I mounted my Go Pro on my head strap in an attempt to capture the “magic” atop Clingman’s, but because I had the waterproof housing on mostly all you could hear was my heartbeat and pulse pounding. It was sprinkling intermittently, and the closer I got to the top, the more it came down. Since I had some time to kill, I walked about a mile further down past the tower where the Mountains to Sea Trail began, then doubled back. As if to spite me one final time, as soon as I climbed the paved walkway and reached the top of the observation tower at Clingman’s Dome (elev 6667 ft; AT mi 199.5 / trip mi 33.2), it was raining. There was nothing to see. At that point, I didn’t even care.
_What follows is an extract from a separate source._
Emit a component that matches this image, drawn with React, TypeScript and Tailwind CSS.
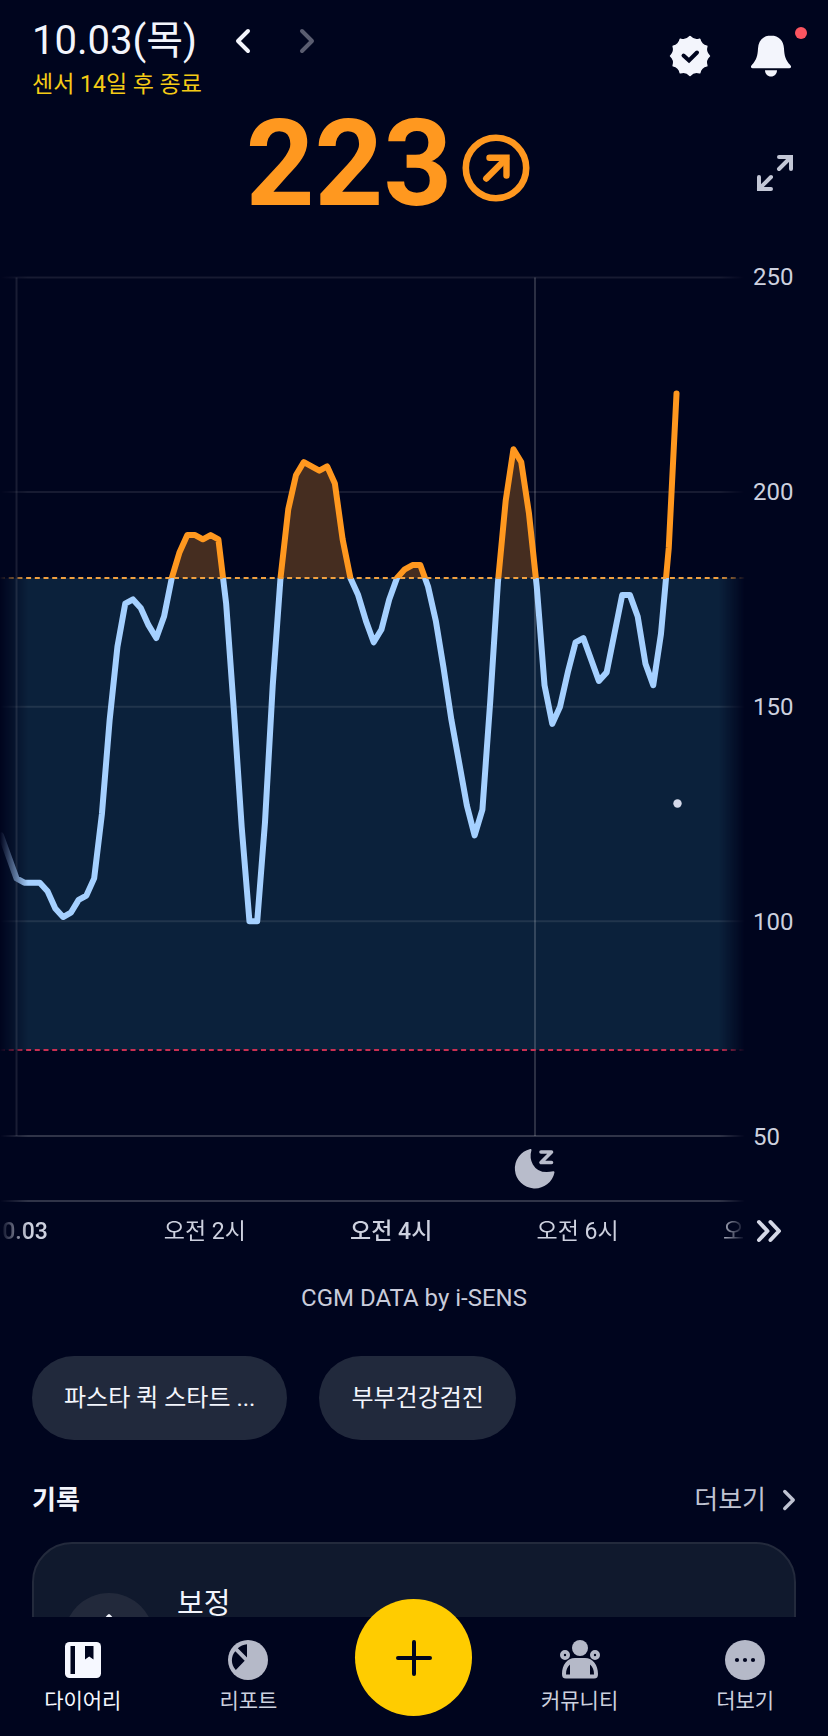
import type { ReactNode } from 'react'
import { clsx } from 'clsx'

// One reading every five minutes, starting at midnight
const READINGS = [
  110, 109, 109, 109, 107, 103, 101, 102, 105, 106, 110, 125, 147, 164, 174, 175, 173, 169, 166, 171, 180, 186, 190,
  190, 189, 190, 189, 174, 149, 122, 100, 100, 123, 155, 180, 196, 204, 207, 206, 205, 206, 202, 189, 180, 176, 170,
  165, 168, 175, 180, 182, 183, 183, 178, 170, 159, 147, 137, 127, 120, 126, 151, 179, 198, 210, 207, 195, 178, 155,
  146, 150, 158, 165, 166, 161, 156, 158, 167, 176, 176, 171, 160, 155, 167, 187, 223,
]

const PLOT_WIDTH = 745
const MIDNIGHT_X = 16.5
const STEP = 7.765
const HIGH = 180
const LOW = 70
const SLEEP_X = 535
const TICKS = [250, 200, 150, 100, 50]

const HOURS = [
  { label: '10.03', hour: 0, strong: true },
  { label: '오전 2시', hour: 2, strong: false },
  { label: '오전 4시', hour: 4, strong: true },
  { label: '오전 6시', hour: 6, strong: false },
  { label: '오전 8시', hour: 8, strong: false },
]

const toX = (index: number) => MIDNIGHT_X + index * STEP
const toY = (value: number) => 10.5 + (250 - value) * 4.292

const linePoints = [`1,${toY(120)}`, ...READINGS.map((v, i) => `${toX(i)},${toY(v)}`)].join(' ')

// The last climb is still open, so only the closed peaks are filled
const closedReadings = READINGS.slice(0, 68)
const areaPoints = [
  `${toX(0)},${toY(50)}`,
  ...closedReadings.map((v, i) => `${toX(i)},${toY(v)}`),
  `${toX(closedReadings.length - 1)},${toY(50)}`,
].join(' ')

const EDGE_FADE = '[mask-image:linear-gradient(to_right,transparent,black_28px,black_calc(100%-26px),transparent)]'

function sealPath() {
  const point = (r: number, deg: number) => {
    const a = (deg * Math.PI) / 180
    return `${(21 + r * Math.sin(a)).toFixed(2)} ${(21 - r * Math.cos(a)).toFixed(2)}`
  }
  let d = `M${point(19.4, 0)}`
  for (let i = 0; i < 12; i++) {
    d += `Q${point(15.4, i * 30 + 15)} ${point(19.4, (i + 1) * 30)}`
  }
  return d + 'Z'
}

function Chevron({ direction, className = 'h-[26px] w-4' }: { direction: 'left' | 'right'; className?: string }) {
  return (
    <svg viewBox="0 0 16 26" className={className} fill="none" stroke="currentColor" strokeWidth="4" strokeLinecap="round" strokeLinejoin="round">
      <path d={direction === 'left' ? 'M13 3 3 13l10 10' : 'M3 3l10 10L3 23'} />
    </svg>
  )
}

function Header() {
  return (
    <header className="flex items-start justify-between pt-[21px] pr-9 pl-8">
      <div>
        <div className="flex items-center">
          <h1 className="text-[40px] leading-10">10.03(목)</h1>
          <button type="button" aria-label="이전 날짜" className="ml-[38px]">
            <Chevron direction="left" />
          </button>
          <button type="button" aria-label="다음 날짜" disabled className="ml-12 text-[#5a5d70]">
            <Chevron direction="right" />
          </button>
        </div>
        <p className="mt-2.5 text-[23px] leading-7 text-[#f5cb16]">센서 14일 후 종료</p>
      </div>

      <div className="flex items-center gap-[39px] pt-3.5 text-[#f3f5fc]">
        <button type="button" aria-label="인증">
          <svg viewBox="0 0 42 42" className="size-[42px]">
            <path d={sealPath()} fill="currentColor" stroke="currentColor" strokeWidth="1.6" strokeLinejoin="round" />
            <path d="m14.500 20.500 5.500 5 8-8" fill="none" stroke="#00051e" strokeWidth="4" strokeLinecap="round" strokeLinejoin="miter" />
          </svg>
        </button>
        <button type="button" aria-label="알림" className="relative">
          <svg viewBox="0 0 42 42" className="size-[42px]" fill="currentColor">
            <path d="M21 0.500c-8 0-12.700 5.500-13 13-.3 7-1.500 11.500-6.200 16.500-1.600 1.700-.9 3.300.8 3.300h36.800c1.700 0 2.400-1.600.8-3.300-4.700-5-5.900-9.500-6.200-16.500-.3-7.500-5-13-13-13Z" />
            <path d="M15 35.200h12c0 3.500-2.600 6.300-6 6.300s-6-2.800-6-6.300Z" />
          </svg>
          <span className="absolute -top-2 -right-[15px] size-3 rounded-full bg-[#fb5560]" />
        </button>
      </div>
    </header>
  )
}

function CurrentGlucose() {
  return (
    <section className="mt-[5px] flex items-center pr-[34px] pl-5">
      <div className="flex flex-1 items-center justify-center gap-2.5 text-[#ff981f]">
        <span className="text-[120px] leading-none font-bold">223</span>
        <svg viewBox="0 0 68 68" className="mt-2 size-[68px]" fill="none" stroke="currentColor" strokeLinecap="round" strokeLinejoin="round">
          <circle cx="34" cy="34" r="30.200" strokeWidth="6.600" />
          <path d="M24.300 44.500 44 24.800" strokeWidth="6.400" />
          <path d="M27.500 23.800H44.500V41.500" strokeWidth="6.400" strokeLinejoin="miter" />
        </svg>
      </div>
      <button type="button" aria-label="전체 화면" className="mt-[18px] text-[#c3c7d6]">
        <svg viewBox="0 0 38 38" className="size-[38px]" fill="none" stroke="currentColor" strokeWidth="4" strokeLinecap="round">
          <path d="M23 3h12v12M35 3 23 15M3 23v12h12M3 35l12-12" />
        </svg>
      </button>
    </section>
  )
}

function GlucosePlot() {
  return (
    <svg viewBox={`0 0 ${PLOT_WIDTH} 880`} className={clsx('min-w-0 flex-1', EDGE_FADE)} role="img" aria-label="혈당 그래프">
      <defs>
        <clipPath id="above">
          <rect x="0" y="0" width={PLOT_WIDTH} height={toY(HIGH)} />
        </clipPath>
        <clipPath id="below">
          <rect x="0" y={toY(HIGH)} width={PLOT_WIDTH} height="600" />
        </clipPath>
      </defs>

      <rect x="0" y={toY(HIGH)} width={PLOT_WIDTH} height={toY(LOW) - toY(HIGH)} fill="#0b213b" />
      {TICKS.map((tick) => (
        <line key={tick} x1="0" x2={PLOT_WIDTH} y1={toY(tick)} y2={toY(tick)} stroke="#fff" strokeOpacity={tick === 50 ? 0.19 : 0.09} strokeWidth="2" />
      ))}
      <polygon points={areaPoints} fill="#452d20" clipPath="url(#above)" />
      {[MIDNIGHT_X, SLEEP_X].map((x) => (
        <line key={x} x1={x} x2={x} y1={toY(250)} y2={toY(50)} stroke="#fff" strokeOpacity="0.17" strokeWidth="2" />
      ))}
      <g fill="none" strokeWidth="6" strokeLinecap="round" strokeLinejoin="round">
        <polyline points={linePoints} stroke="#a5d0ff" clipPath="url(#below)" />
        <polyline points={linePoints} stroke="#ff981f" clipPath="url(#above)" />
      </g>
      <line x1="0" x2={PLOT_WIDTH} y1={toY(HIGH)} y2={toY(HIGH)} stroke="#f0a040" strokeWidth="2" strokeDasharray="5 3.700" />
      <line x1="0" x2={PLOT_WIDTH} y1={toY(LOW)} y2={toY(LOW)} stroke="#c92f52" strokeWidth="2" strokeDasharray="5 3.700" />
      <circle cx="677.500" cy="536.500" r="4.200" fill="#d5daea" />
    </svg>
  )
}

function TimeAxis() {
  return (
    <svg viewBox={`0 0 ${PLOT_WIDTH} 120`} className={clsx('min-w-0 flex-1', EDGE_FADE)}>
      <g fill="#b8bccb" stroke="#b8bccb" strokeLinejoin="round" strokeLinecap="round">
        <path d="M530.500 3a19 19 0 1 0 23 22.300c-10 2.200-17.500-.3-21.500-7.300-2.500-4.500-3-10-1.500-15Z" strokeWidth="2" />
        <path d="M541 5h10.500l-10.500 10.500h10.500" fill="none" strokeWidth="3.600" />
      </g>
      <line x1="0" x2={PLOT_WIDTH} y1="54" y2="54" stroke="#fff" strokeOpacity="0.19" strokeWidth="2" />
      {HOURS.map(({ label, hour, strong }) => (
        <text key={label} x={toX(hour * 12) + 2} y="92" textAnchor="middle" fontSize="23" fill="#cdd1df" fontWeight={strong ? 500 : 400}>
          {label}
        </text>
      ))}
    </svg>
  )
}

function GlucoseChart() {
  return (
    <section className="mt-[43px]">
      <div className="flex">
        <GlucosePlot />
        <ul className="flex w-[83px] flex-col justify-between pl-2 text-2xl leading-5 text-[#cdd1df]">
          {TICKS.map((tick) => (
            <li key={tick}>{tick}</li>
          ))}
        </ul>
      </div>
      <div className="flex">
        <TimeAxis />
        <div className="flex w-[83px] items-end pb-6 pl-2.5">
          <button type="button" aria-label="최신 기록으로 이동" className="text-[#d5d8e6]">
            <svg viewBox="0 0 28 24" className="h-6 w-7" fill="none" stroke="currentColor" strokeWidth="4" strokeLinecap="round" strokeLinejoin="round">
              <path d="m4 3 8.500 9L4 21M15.500 3l8.500 9-8.500 9" />
            </svg>
          </button>
        </div>
      </div>
      <p className="mt-4 text-center text-2xl leading-[30px] text-[#c9ccdb]">CGM DATA by i-SENS</p>
    </section>
  )
}

function QuickLinks() {
  return (
    <div className="mt-[43px] flex gap-8 px-8">
      {['파스타 퀵 스타트 ...', '부부건강검진'].map((label) => (
        <button key={label} type="button" className="h-[84px] rounded-full bg-[#21293c] px-8 text-2xl">
          {label}
        </button>
      ))}
    </div>
  )
}

function Records() {
  return (
    <section className="mt-[42px] px-8">
      <div className="flex items-center justify-between leading-9">
        <h2 className="text-[26px] font-bold">기록</h2>
        <a href="#records" className="flex items-center gap-4 text-[26px] text-[#bfc3d2]">
          더보기
          <Chevron direction="right" className="h-[22px] w-3.5" />
        </a>
      </div>
      <article className="mt-6 flex h-[200px] gap-[23px] rounded-[40px] border-2 border-[#232a3c] bg-[#10192d] px-[30px] pt-[42px]">
        <div className="mt-[7px] flex size-[90px] items-center justify-center rounded-full bg-[#22293b]">
          <svg viewBox="0 0 40 50" className="h-[50px] w-10" fill="#f3f5fc">
            <path d="M20 1c2 0 15 17 15 29a15 15 0 0 1-30 0C5 18 18 1 20 1Z" />
          </svg>
        </div>
        <h3 className="text-[29px] leading-9">보정</h3>
      </article>
    </section>
  )
}

interface NavItemProps {
  label: string
  active?: boolean
  children: ReactNode
}

function NavItem({ label, active = false, children }: NavItemProps) {
  return (
    <a href="#" className={clsx('flex flex-col items-center gap-[9px] pt-[23px]', active ? 'text-[#f6f8ff]' : 'text-[#b5b9c8]')}>
      <svg viewBox="0 0 40 40" className="size-10" fill="currentColor">
        {children}
      </svg>
      <span className={clsx('text-[21px] leading-6', !active && 'text-[#cdd1df]')}>{label}</span>
    </a>
  )
}

function BottomNav() {
  return (
    <nav className="relative grid h-[119px] shrink-0 grid-cols-5 bg-[#00051e]">
      <NavItem label="다이어리" active>
        <rect x="2" y="2" width="36" height="36" rx="4.500" />
        <path d="M7.500 6h4.500v28H7.500zM22 6h8.500v13.500L26.200 16.500 22 19.500z" fill="#00051e" />
      </NavItem>
      <NavItem label="리포트">
        <circle cx="20" cy="20" r="20" />
        <path d="M19 4.200V17.500L9.800 8.200C12.300 5.900 15.400 4.500 19 4.200ZM7.300 11.200 16.700 20.700 7.800 30C2.700 24.200 2.700 16.500 7.300 11.200Z" fill="#00051e" />
      </NavItem>
      <div className="flex justify-center">
        <button type="button" aria-label="기록 추가" className="-mt-[18px] flex size-[117px] items-center justify-center rounded-full bg-[#ffcc00] text-[#00051e]">
          <svg viewBox="0 0 40 40" className="size-10" fill="none" stroke="currentColor" strokeWidth="4" strokeLinecap="round">
            <path d="M20 4v32M4 20h32" />
          </svg>
        </button>
      </div>
      <NavItem label="커뮤니티">
        <circle cx="20" cy="8" r="8" />
        <path fillRule="evenodd" d="M5 10a5 5 0 1 1 0 10 5 5 0 0 1 0-10Zm0 3.800a1.200 1.200 0 1 0 0 2.400 1.200 1.200 0 0 0 0-2.400ZM35 10a5 5 0 1 1 0 10 5 5 0 0 1 0-10Zm0 3.800a1.200 1.200 0 1 0 0 2.400 1.200 1.200 0 0 0 0-2.400Z" />
        <path fillRule="evenodd" d="M15 18h10c8 0 13 7 13 16 0 3-1 4.500-4 4.500H6c-3 0-4-1.500-4-4.500C2 25 7 18 15 18ZM10 24.500c-2.800 2.300-4 5.500-4 10h4ZM30 24.500v10h4c0-4.500-1.200-7.700-4-10Z" />
      </NavItem>
      <NavItem label="더보기">
        <circle cx="20" cy="20" r="20" />
        <g fill="#00051e">
          <circle cx="12" cy="20" r="2.100" />
          <circle cx="20" cy="20" r="2.100" />
          <circle cx="28" cy="20" r="2.100" />
        </g>
      </NavItem>
    </nav>
  )
}

export default function App() {
  return (
    <div className="flex h-screen flex-col bg-[#00051e] font-[Roboto,'Noto_Sans_CJK_KR',sans-serif] text-[#f3f5fc]">
      <main className="min-h-0 flex-1 overflow-y-auto [scrollbar-width:none]">
        <Header />
        <CurrentGlucose />
        <GlucoseChart />
        <QuickLinks />
        <Records />
      </main>
      <BottomNav />
    </div>
  )
}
I was heading to Gatlinburg.

View from Clingman's Dome

Sweet view from the top!

Fun Fact: The Mountains-to-Sea Trail (MST) is a long distance trail in North Carolina the begins at Clingman’s Dome and goes eastward to the NC coast.

Thankfully when Mark’s shuttle arrived, he had a Ford Expedition, so I got a ride down to Newfound Gap, which is a good thing, because none of the tourists would give me a ride down, and there was no way I was making that walk. I went back down to Gatlinburg, trying to formulate a plan for tomorrow, but the only thing on my mind was rest and recovery. I got a room at the Travelodge again, this time a much cleaner one, laid my things out to dry, showered, and hit Howard’s Steakhouse for a pretty damn good steakburger and fries. On the way back, I stopped at Old Dad’s General Store again to pick up some Motrin and a couple of beers to help me sleep. Once back at the hotel I elevated my feet and called it a night.

Looking up towards Clingman’s Dome from the parking lot. You can see the white stalks of the dead Frasier firs.